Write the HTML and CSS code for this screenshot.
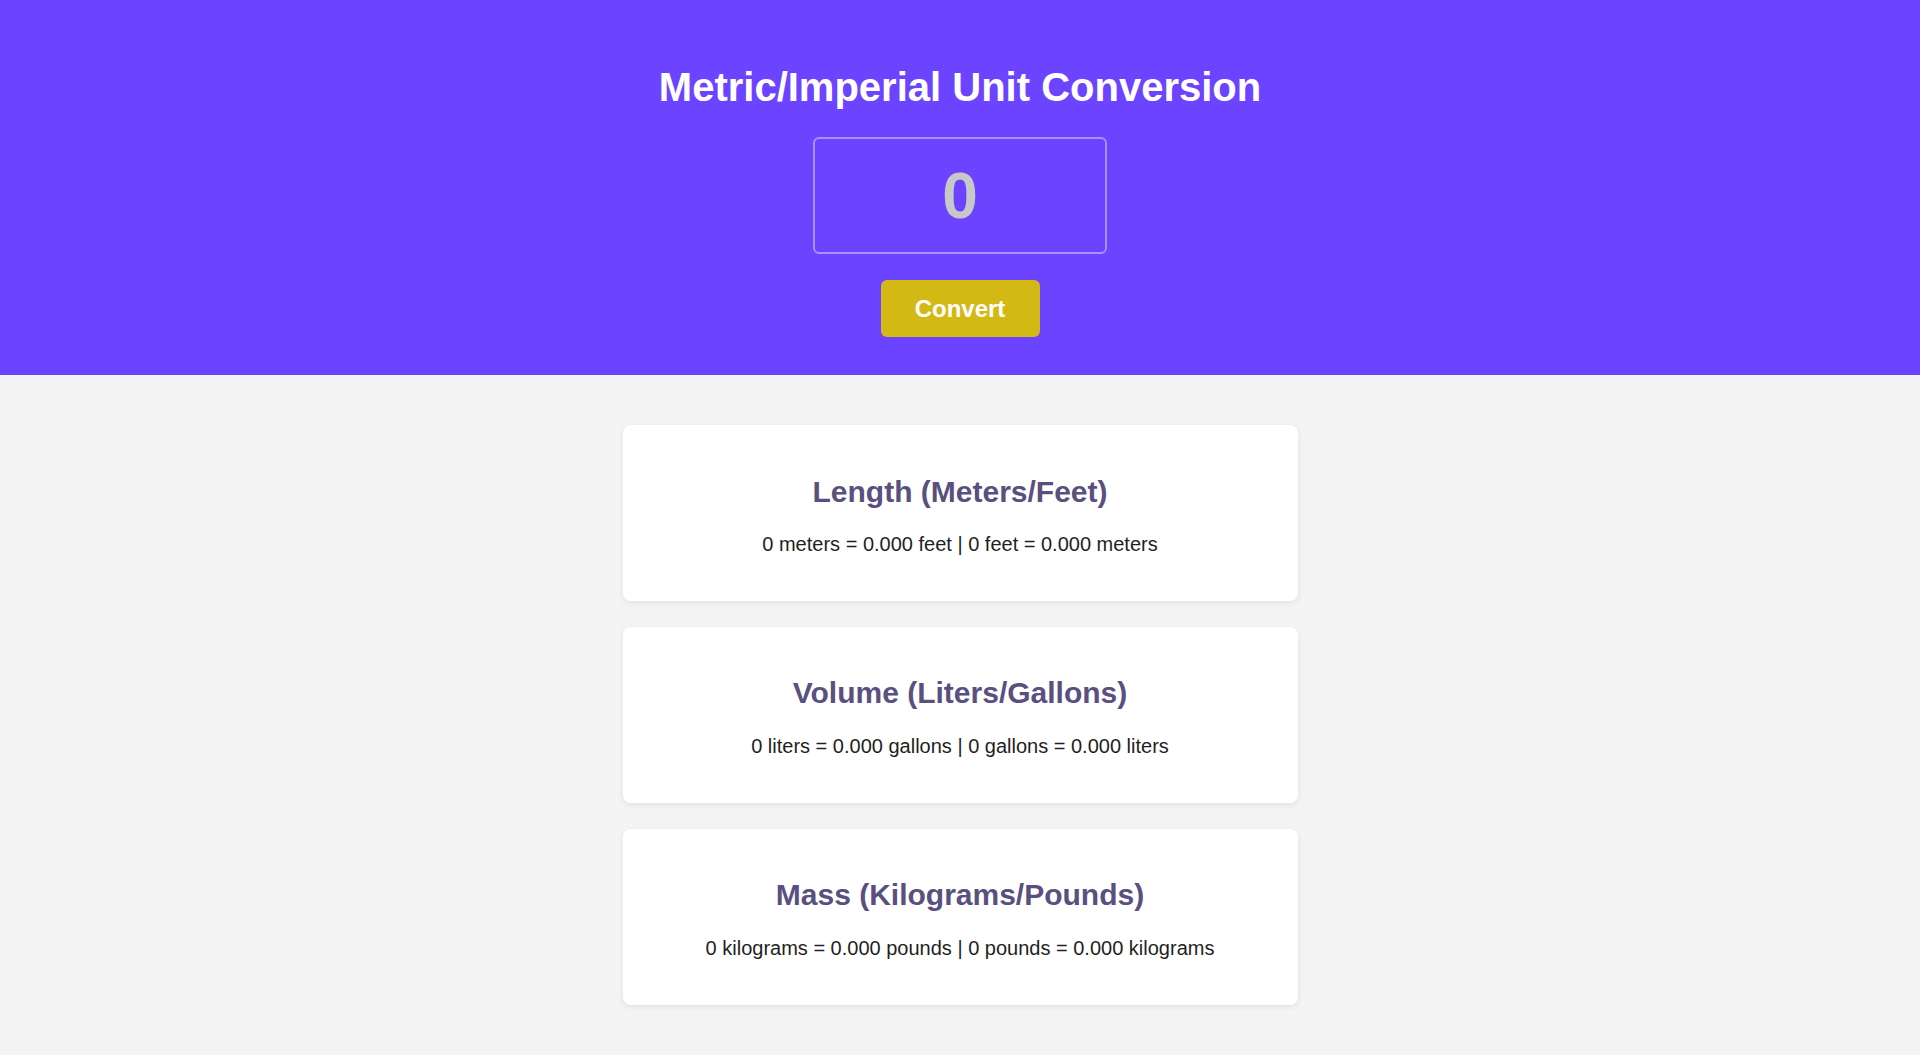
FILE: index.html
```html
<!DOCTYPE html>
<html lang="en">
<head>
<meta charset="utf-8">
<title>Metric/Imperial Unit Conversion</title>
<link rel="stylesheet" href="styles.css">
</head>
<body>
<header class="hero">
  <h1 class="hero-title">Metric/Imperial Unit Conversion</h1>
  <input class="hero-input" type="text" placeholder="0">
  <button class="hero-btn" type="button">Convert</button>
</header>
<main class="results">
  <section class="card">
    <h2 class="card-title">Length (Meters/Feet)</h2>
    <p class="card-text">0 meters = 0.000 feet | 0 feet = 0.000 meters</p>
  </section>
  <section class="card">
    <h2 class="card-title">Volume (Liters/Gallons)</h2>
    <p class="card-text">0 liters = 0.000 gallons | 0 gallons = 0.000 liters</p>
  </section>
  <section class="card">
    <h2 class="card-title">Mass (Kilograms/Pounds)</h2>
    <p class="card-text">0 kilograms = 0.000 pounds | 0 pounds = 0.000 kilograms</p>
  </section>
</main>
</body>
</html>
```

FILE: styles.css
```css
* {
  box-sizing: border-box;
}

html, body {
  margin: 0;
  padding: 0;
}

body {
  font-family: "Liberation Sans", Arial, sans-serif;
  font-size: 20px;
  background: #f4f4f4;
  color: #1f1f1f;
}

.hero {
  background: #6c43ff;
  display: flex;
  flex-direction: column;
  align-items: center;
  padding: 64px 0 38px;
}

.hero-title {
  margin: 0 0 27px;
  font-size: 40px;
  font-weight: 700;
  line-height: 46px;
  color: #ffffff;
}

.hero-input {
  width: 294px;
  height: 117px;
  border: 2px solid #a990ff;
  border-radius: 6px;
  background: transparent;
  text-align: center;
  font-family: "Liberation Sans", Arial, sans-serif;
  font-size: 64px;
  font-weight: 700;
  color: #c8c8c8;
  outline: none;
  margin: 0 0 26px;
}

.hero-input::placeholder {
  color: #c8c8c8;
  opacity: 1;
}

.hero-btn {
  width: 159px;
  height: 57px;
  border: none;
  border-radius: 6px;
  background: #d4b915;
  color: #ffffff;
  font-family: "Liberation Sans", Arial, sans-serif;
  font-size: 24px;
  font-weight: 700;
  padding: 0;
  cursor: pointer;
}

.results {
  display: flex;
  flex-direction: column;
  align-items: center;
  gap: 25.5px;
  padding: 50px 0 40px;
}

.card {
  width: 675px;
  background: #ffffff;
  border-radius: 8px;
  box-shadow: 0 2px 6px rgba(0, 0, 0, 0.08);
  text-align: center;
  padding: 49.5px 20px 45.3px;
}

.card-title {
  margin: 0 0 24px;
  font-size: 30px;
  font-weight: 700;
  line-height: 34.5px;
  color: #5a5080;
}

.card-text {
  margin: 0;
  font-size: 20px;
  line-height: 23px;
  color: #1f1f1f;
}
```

● ● ●

Exercise objective.
The listing above needs to be output again exactly. Don't include the pictures.

Final answer.
Write the HTML and CSS code for this screenshot.
FILE: index.html
```html
<!DOCTYPE html>
<html lang="en">
<head>
<meta charset="utf-8">
<title>Metric/Imperial Unit Conversion</title>
<link rel="stylesheet" href="styles.css">
</head>
<body>
<header class="hero">
  <h1 class="hero-title">Metric/Imperial Unit Conversion</h1>
  <input class="hero-input" type="text" placeholder="0">
  <button class="hero-btn" type="button">Convert</button>
</header>
<main class="results">
  <section class="card">
    <h2 class="card-title">Length (Meters/Feet)</h2>
    <p class="card-text">0 meters = 0.000 feet | 0 feet = 0.000 meters</p>
  </section>
  <section class="card">
    <h2 class="card-title">Volume (Liters/Gallons)</h2>
    <p class="card-text">0 liters = 0.000 gallons | 0 gallons = 0.000 liters</p>
  </section>
  <section class="card">
    <h2 class="card-title">Mass (Kilograms/Pounds)</h2>
    <p class="card-text">0 kilograms = 0.000 pounds | 0 pounds = 0.000 kilograms</p>
  </section>
</main>
</body>
</html>
```

FILE: styles.css
```css
* {
  box-sizing: border-box;
}

html, body {
  margin: 0;
  padding: 0;
}

body {
  font-family: "Liberation Sans", Arial, sans-serif;
  font-size: 20px;
  background: #f4f4f4;
  color: #1f1f1f;
}

.hero {
  background: #6c43ff;
  display: flex;
  flex-direction: column;
  align-items: center;
  padding: 64px 0 38px;
}

.hero-title {
  margin: 0 0 27px;
  font-size: 40px;
  font-weight: 700;
  line-height: 46px;
  color: #ffffff;
}

.hero-input {
  width: 294px;
  height: 117px;
  border: 2px solid #a990ff;
  border-radius: 6px;
  background: transparent;
  text-align: center;
  font-family: "Liberation Sans", Arial, sans-serif;
  font-size: 64px;
  font-weight: 700;
  color: #c8c8c8;
  outline: none;
  margin: 0 0 26px;
}

.hero-input::placeholder {
  color: #c8c8c8;
  opacity: 1;
}

.hero-btn {
  width: 159px;
  height: 57px;
  border: none;
  border-radius: 6px;
  background: #d4b915;
  color: #ffffff;
  font-family: "Liberation Sans", Arial, sans-serif;
  font-size: 24px;
  font-weight: 700;
  padding: 0;
  cursor: pointer;
}

.results {
  display: flex;
  flex-direction: column;
  align-items: center;
  gap: 25.5px;
  padding: 50px 0 40px;
}

.card {
  width: 675px;
  background: #ffffff;
  border-radius: 8px;
  box-shadow: 0 2px 6px rgba(0, 0, 0, 0.08);
  text-align: center;
  padding: 49.5px 20px 45.3px;
}

.card-title {
  margin: 0 0 24px;
  font-size: 30px;
  font-weight: 700;
  line-height: 34.5px;
  color: #5a5080;
}

.card-text {
  margin: 0;
  font-size: 20px;
  line-height: 23px;
  color: #1f1f1f;
}
```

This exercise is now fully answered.